So far this week, we've continued a string of good news following last week's focus on banking reform. More specifically reports on consumer confidence and the housing market confirm the worst of the recession's detriments are now behind us.
First in December, existing home prices firmed significantly -- up a sizable 4.9% on the median to $178,300 and up 6.4% on the average to $225,400. The National Association of Realtors attributed the gains to a higher proportion of repeat buyers during the month.
The report on new home sales also confirmed the December trend indicating a firming in those prices as well. Their median month on month price rose 5.2% to $231,000 while the average rose 7.6% to $290,600. The year-on-year rate for the average price is now actually up 10.5%.

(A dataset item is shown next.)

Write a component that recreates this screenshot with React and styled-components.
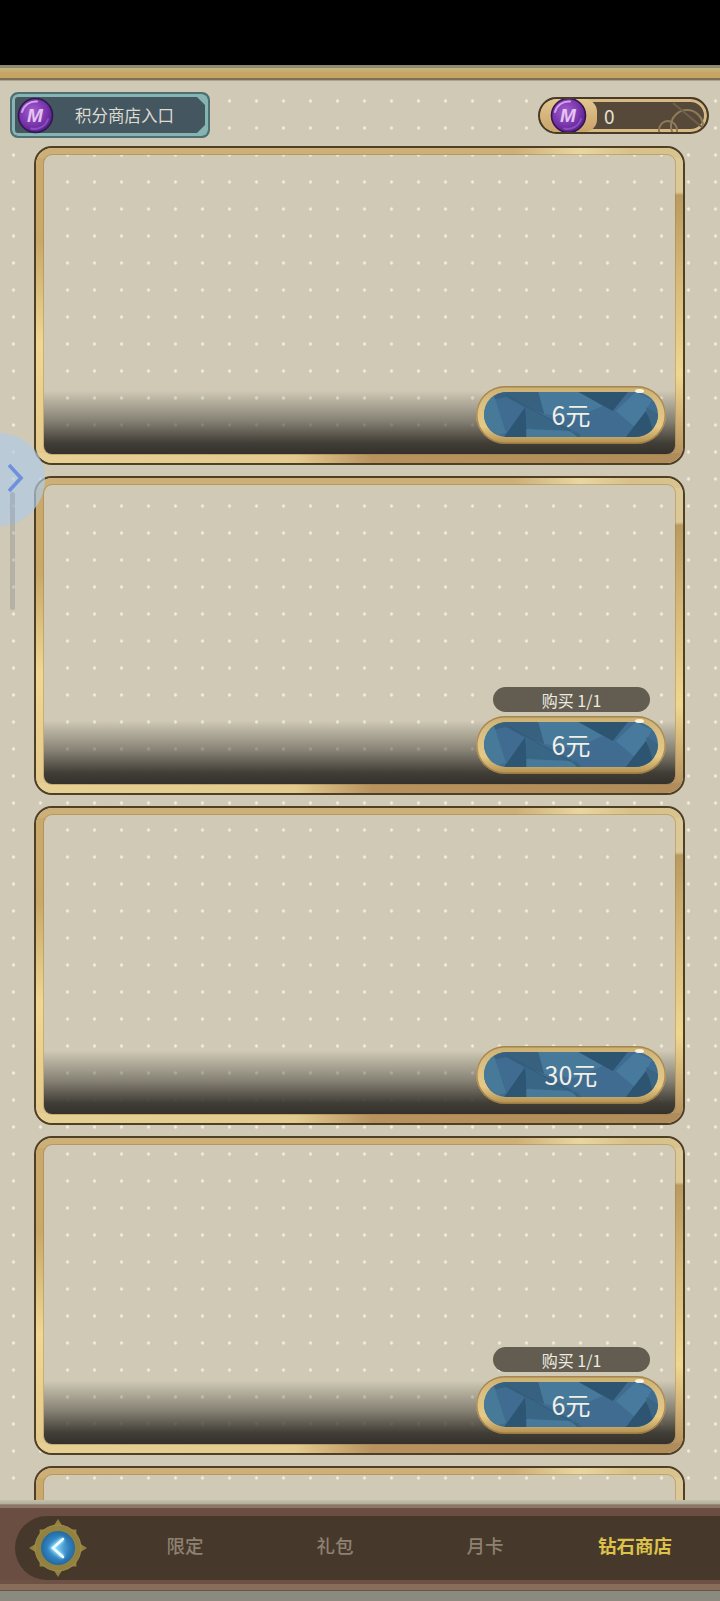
import React from 'react';
import styled, { createGlobalStyle } from 'styled-components';

const Global = createGlobalStyle`
  html, body { margin: 0; padding: 0; background: #000; }
  * { box-sizing: border-box; }
  body { font-family: "Noto Sans CJK SC", "Noto Sans", sans-serif; }
`;

const Page = styled.div`
  position: relative;
  width: 720px;
  height: 1601px;
  display: flex;
  flex-direction: column;
  overflow: hidden;
  background: #000;
`;

const StatusBar = styled.div`
  height: 65px;
  flex: none;
  background: #000;
`;

const Rail = styled.div`
  height: 16px;
  flex: none;
  background: linear-gradient(180deg, #8f8a6c 0 3px, #bfb285 3px 5px, #c9ab6c 5px 7px, #c4a566 7px 13px, #7d7053 13px 15px, #a9a58e 15px 16px);
`;

const Content = styled.main`
  height: 1419px;
  flex: none;
  overflow: hidden;
  display: flex;
  flex-direction: column;
  padding: 11px 11px 0 10px;
  background-color: #cfc9b5;
  background-image: radial-gradient(circle, #f2eee1 0.9px, rgba(240, 235, 220, 0) 2.2px);
  background-size: 27px 27px;
  background-position: 0 6.5px;
`;

const HeaderRow = styled.div`
  height: 46px;
  flex: none;
  display: flex;
  align-items: center;
  justify-content: space-between;
  margin-bottom: 8px;
`;

const ShopEntry = styled.div`
  position: relative;
  width: 200px;
  height: 46px;
  display: flex;
  align-items: center;
  padding-left: 5px;
  border-radius: 8px;
  border: 2px solid #4d7073;
  background: #445660;
  box-shadow: inset 0 0 0 3px #86b4b0;
  &::before, &::after {
    content: "";
    position: absolute;
    right: 3px;
    width: 8px;
    height: 8px;
    background: #86b4b0;
  }
  &::before { top: 3px; clip-path: polygon(0 0, 100% 0, 100% 100%); }
  &::after { bottom: 3px; clip-path: polygon(100% 0, 100% 100%, 0 100%); }
`;

const ShopEntryLabel = styled.span`
  flex: 1;
  text-align: center;
  padding-right: 13px;
  font-size: 16.5px;
  line-height: 1;
  color: #dedbd0;
`;

const CoinMark = styled.svg`
  display: block;
  flex: none;
  width: 37px;
  height: 37px;
`;

const Balance = styled.div`
  position: relative;
  width: 171px;
  height: 37px;
  display: flex;
  align-items: stretch;
  overflow: hidden;
  border-radius: 19px;
  border: 2px solid #4a3a28;
  background: #57493a;
  box-shadow: inset 0 0 0 3px #d5ba84;
`;

const CoinSlot = styled.div`
  width: 57px;
  flex: none;
  display: flex;
  align-items: center;
  justify-content: center;
  padding-right: 1px;
  border-radius: 17px 13px 13px 17px;
  background: linear-gradient(180deg, #e2c78f, #c9a36a);
`;

const BalanceValue = styled.span`
  align-self: center;
  margin-left: 7px;
  font-size: 19px;
  line-height: 1;
  color: #e4e1d4;
`;

const BalanceSwirl = styled.svg`
  position: absolute;
  right: 0;
  top: 0;
  width: 70px;
  height: 33px;
`;

const CardList = styled.div`
  display: flex;
  flex-direction: column;
  gap: 11px;
  margin-left: 24px;
  width: 651px;
`;

const Card = styled.article`
  position: relative;
  flex: none;
  height: 319px;
  border: 2px solid #4f3f24;
  border-radius: 18px;
  padding: 7px 8px 9px;
  display: flex;
  &::before {
    content: "";
    position: absolute;
    inset: 0;
    border-style: solid;
    border-color: transparent;
    border-width: 7px 8px 9px;
    border-radius: 16px;
    background:
      linear-gradient(90deg, #cdb077 0, #cdb077 74%, #e8d6a0 84%, #d8c089 92%, #d8c48f 100%) top / 100% 10px no-repeat border-box,
      linear-gradient(90deg, #e6d094 0, #e3cb8f 40%, #b8935f 52%, #b08c5a 100%) bottom / 100% 10px no-repeat border-box,
      linear-gradient(180deg, #c9aa6c 0, #c8a96a 30%, #f0d793 62%, #e2c88c 100%) left / 10px 100% no-repeat border-box,
      linear-gradient(180deg, #ddc997 0, #ddc997 14%, #b99a60 15%, #d5b877 40%, #f0d78f 72%, #b18c5a 100%) right / 10px 100% no-repeat border-box;
    -webkit-mask:
      linear-gradient(#000 0 0) padding-box,
      linear-gradient(#000 0 0) border-box;
    -webkit-mask-composite: xor;
    mask:
      linear-gradient(#000 0 0) padding-box exclude,
      linear-gradient(#000 0 0) border-box;
    pointer-events: none;
  }
`;

const CardBody = styled.div`
  position: relative;
  z-index: 1;
  flex: 1;
  display: flex;
  flex-direction: column;
  justify-content: flex-end;
  align-items: stretch;
  border-radius: 8px;
  box-shadow: 0 0 0 1px rgba(150, 118, 66, 0.4);
`;

const Quota = styled.div`
  align-self: flex-end;
  width: 157px;
  height: 25px;
  margin: 0 25px 3px 0;
  border-radius: 13px;
  display: flex;
  align-items: center;
  justify-content: center;
  background: #625d50;
  color: #eeebe0;
  font-size: 16px;
  line-height: 1;
`;

const Shade = styled.div`
  height: 69px;
  flex: none;
  display: flex;
  align-items: flex-start;
  justify-content: flex-end;
  padding: 1px 9px 0 0;
  border-radius: 0 0 8px 8px;
  background: linear-gradient(180deg, rgba(60, 57, 50, 0) 8%, rgba(60, 57, 50, 0.5) 52%, rgba(56, 53, 47, 0.94) 84%, rgba(52, 49, 44, 1) 100%);
`;

const PriceButton = styled.button`
  position: relative;
  width: 190px;
  height: 58px;
  flex: none;
  padding: 6px 8px 7px;
  border: 0;
  border-radius: 29px;
  font: inherit;
  background: linear-gradient(180deg, #cbb070 0, #d9bf83 30%, #e6c985 70%, #b08f50 100%);
  box-shadow: inset 0 0 0 1.5px rgba(140, 105, 55, 0.6);
  &::after {
    content: "";
    position: absolute;
    top: 3px;
    right: 22px;
    width: 9px;
    height: 4px;
    border-radius: 50%;
    background: rgba(255, 255, 245, 0.85);
  }
`;

const PriceFace = styled.span`
  position: relative;
  display: flex;
  width: 100%;
  height: 100%;
  align-items: center;
  justify-content: center;
  overflow: hidden;
  border-radius: 23px;
  background: #3f6c90;
  color: #f1efe6;
  font-size: 25px;
  line-height: 1;
`;

const FacetArt = styled.svg`
  position: absolute;
  inset: 0;
  width: 100%;
  height: 100%;
`;

const PriceText = styled.span`
  position: relative;
`;

const BottomEdge = styled.div`
  height: 5px;
  flex: none;
  background: linear-gradient(180deg, #c4c0ae, #b3af9d 80%, #6f6a56);
`;

const TabBar = styled.nav`
  height: 86px;
  flex: none;
  padding: 11px 0 11px 15px;
  background: linear-gradient(180deg, #8f7565 0 3px, #6a4e41 3px 75px, #6d5144 75px 79px, #8a6c5a 79px 85px, #5e5a4c 85px);
`;

const TabTrack = styled.div`
  height: 64px;
  display: flex;
  align-items: center;
  border-radius: 32px 0 0 32px;
  background: #46382b;
`;

const BackBadge = styled.svg`
  display: block;
  flex: none;
  width: 60px;
  height: 60px;
  margin: 0 22px 0 13px;
`;

const Tab = styled.div`
  width: 150px;
  flex: none;
  padding-bottom: 6px;
  text-align: center;
  font-size: 18.5px;
  line-height: 1;
  font-weight: ${p => (p.$active ? 700 : 500)};
  color: ${p => (p.$active ? '#dcc24a' : '#8e8171')};
`;

const BottomStrip = styled.div`
  height: 10px;
  flex: none;
  background: #8a8a7e;
`;

const SideHandle = styled.div`
  position: absolute;
  left: -48px;
  top: 433px;
  width: 93px;
  height: 93px;
  border-radius: 50%;
  background: rgba(176, 204, 232, 0.68);
`;

const SideChevron = styled.svg`
  position: absolute;
  left: 5px;
  top: 462px;
  width: 20px;
  height: 32px;
`;

const SideTrack = styled.div`
  position: absolute;
  left: 10px;
  top: 492px;
  width: 5px;
  height: 118px;
  border-radius: 3px;
  background: rgba(120, 125, 135, 0.3);
`;

let coinSeq = 0;
const Coin = () => {
  const id = `coin${++coinSeq}`;
  return (
    <CoinMark viewBox="0 0 37 37">
      <defs>
        <radialGradient id={id} cx="0.42" cy="0.38" r="0.62">
          <stop offset="0" stopColor="#a55cd0" />
          <stop offset="0.65" stopColor="#7a36ad" />
          <stop offset="1" stopColor="#54228c" />
        </radialGradient>
      </defs>
      <circle cx="18.5" cy="18.5" r="17" fill={`url(#${id})`} stroke="#33164f" strokeWidth="1.6" />
      <path d="M5 15 A14 14 0 0 1 20 4.5" fill="none" stroke="#cfa3e6" strokeWidth="2" strokeLinecap="round" />
      <path d="M14 31.5 A14 14 0 0 0 31 22" fill="none" stroke="#8f4cc0" strokeWidth="2" strokeLinecap="round" />
      <text x="18" y="24.5" textAnchor="middle" fontFamily="'Liberation Sans', sans-serif" fontWeight="700" fontStyle="italic" fontSize="19" fill="#e3c6ef">M</text>
    </CoinMark>
  );
};

const Facets = () => (
  <FacetArt viewBox="0 0 173 45" preserveAspectRatio="none">
    <polygon points="0,0 54,0 60,22 40,15 22,5 8,8" fill="#37617f" />
    <polygon points="0,9 10,4 22,41 6,45 0,45" fill="#477998" />
    <polygon points="20,45 41,15 43,45" fill="#2d5674" />
    <polygon points="42,15 96,42 92,45 42,36" fill="#3a6685" />
    <polygon points="54,0 95,0 118,14 90,26 60,22" fill="#47799b" />
    <polygon points="42,37 88,39 92,45 42,45" fill="#47799b" />
    <polygon points="94,0 143,0 128,19" fill="#2d5571" />
    <polygon points="131,19 151,0 167,8 151,36" fill="#477a9c" />
    <polygon points="141,45 161,19 173,45" fill="#2d5571" />
    <polygon points="161,15 173,22 173,45 167,36" fill="#3a6583" />
    <line x1="22" y1="3" x2="96" y2="45" stroke="#2f5a7d" strokeWidth="0.8" />
  </FacetArt>
);

const Compass = () => {
  const spikes = [0, 45, 90, 135, 180, 225, 270, 315];
  return (
    <BackBadge viewBox="0 0 60 60">
      <defs>
        <radialGradient id="orb" cx="0.5" cy="0.5" r="0.55">
          <stop offset="0" stopColor="#6fbde8" />
          <stop offset="0.6" stopColor="#2f80bd" />
          <stop offset="1" stopColor="#1f6398" />
        </radialGradient>
        <filter id="glow" x="-60%" y="-60%" width="220%" height="220%">
          <feGaussianBlur stdDeviation="1.6" />
        </filter>
      </defs>
      {spikes.map(a => (
        <polygon
          key={a}
          points={a % 90 === 0 ? '30,1 35,9 30,11 25,9' : '30,4 36,10 30,12 24,10'}
          fill="#93813f"
          transform={`rotate(${a} 30 30)`}
        />
      ))}
      <circle cx="30" cy="30" r="23" fill="#93813f" stroke="#a2904f" strokeWidth="1" />
      <circle cx="30" cy="30" r="17" fill="url(#orb)" />
      <path d="M35 21 L25 30 L35 39" fill="none" stroke="#8fe0ff" strokeWidth="5" filter="url(#glow)" />
      <path d="M35 21 L25 30 L35 39" fill="none" stroke="#eefaff" strokeWidth="2.6" strokeLinecap="round" />
    </BackBadge>
  );
};

const offers = [
  { price: '6元' },
  { price: '6元', quota: '购买 1/1' },
  { price: '30元' },
  { price: '6元', quota: '购买 1/1' },
  {},
];

const tabs = ['限定', '礼包', '月卡', '钻石商店'];

export default function App() {
  return (
    <Page>
      <Global />
      <StatusBar />
      <Rail />
      <Content>
        <HeaderRow>
          <ShopEntry>
            <Coin />
            <ShopEntryLabel>积分商店入口</ShopEntryLabel>
          </ShopEntry>
          <Balance>
            <CoinSlot>
              <Coin />
            </CoinSlot>
            <BalanceValue>0</BalanceValue>
            <BalanceSwirl viewBox="0 0 70 33">
              <circle cx="50" cy="27" r="16" fill="none" stroke="#8d7c5a" strokeWidth="2" />
              <circle cx="31" cy="31" r="9" fill="none" stroke="#8d7c5a" strokeWidth="2" />
              <line x1="36" y1="4" x2="66" y2="29" stroke="#6f6149" strokeWidth="2" />
            </BalanceSwirl>
          </Balance>
        </HeaderRow>
        <CardList>
          {offers.map((o, i) => (
            <Card key={i}>
              <CardBody>
                {o.quota && <Quota>{o.quota}</Quota>}
                {o.price && (
                  <Shade>
                    <PriceButton>
                      <PriceFace>
                        <Facets />
                        <PriceText>{o.price}</PriceText>
                      </PriceFace>
                    </PriceButton>
                  </Shade>
                )}
              </CardBody>
            </Card>
          ))}
        </CardList>
      </Content>
      <BottomEdge />
      <TabBar>
        <TabTrack>
          <Compass />
          {tabs.map((t, i) => (
            <Tab key={t} $active={i === tabs.length - 1}>{t}</Tab>
          ))}
        </TabTrack>
      </TabBar>
      <BottomStrip />
      <SideHandle />
      <SideTrack />
      <SideChevron viewBox="0 0 20 32">
        <path d="M4 3 L16 16 L4 29" fill="none" stroke="#6f90dc" strokeWidth="3.6" strokeLinejoin="miter" />
      </SideChevron>
    </Page>
  );
}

The conference board's consumer confidence index edged forward in January to 55.9 vs. December's 53.6 in continued welcome news. The assessment of the present situation improved noticeably, up nearly 5 points to 25.0. The present situation added another 7 tenths to 76.5 and is inching closer to the important 80 milestone. A reading of 80 or better for the expectations index is widely considered to be a signal of economic health.
The assessment of the present jobs market has now improved for three straight months. Those saying jobs are hard to get fell again to 47.4% vs. 48.1% in December and 49.2% in November.
And on Wednesday, markets cheered as Fed policy makers kept the funds and discount rates unchanged at very low levels. Their summary assessment is that the economy is strengthening, labor market declines are abating, and household spending is expanding at a moderate rate.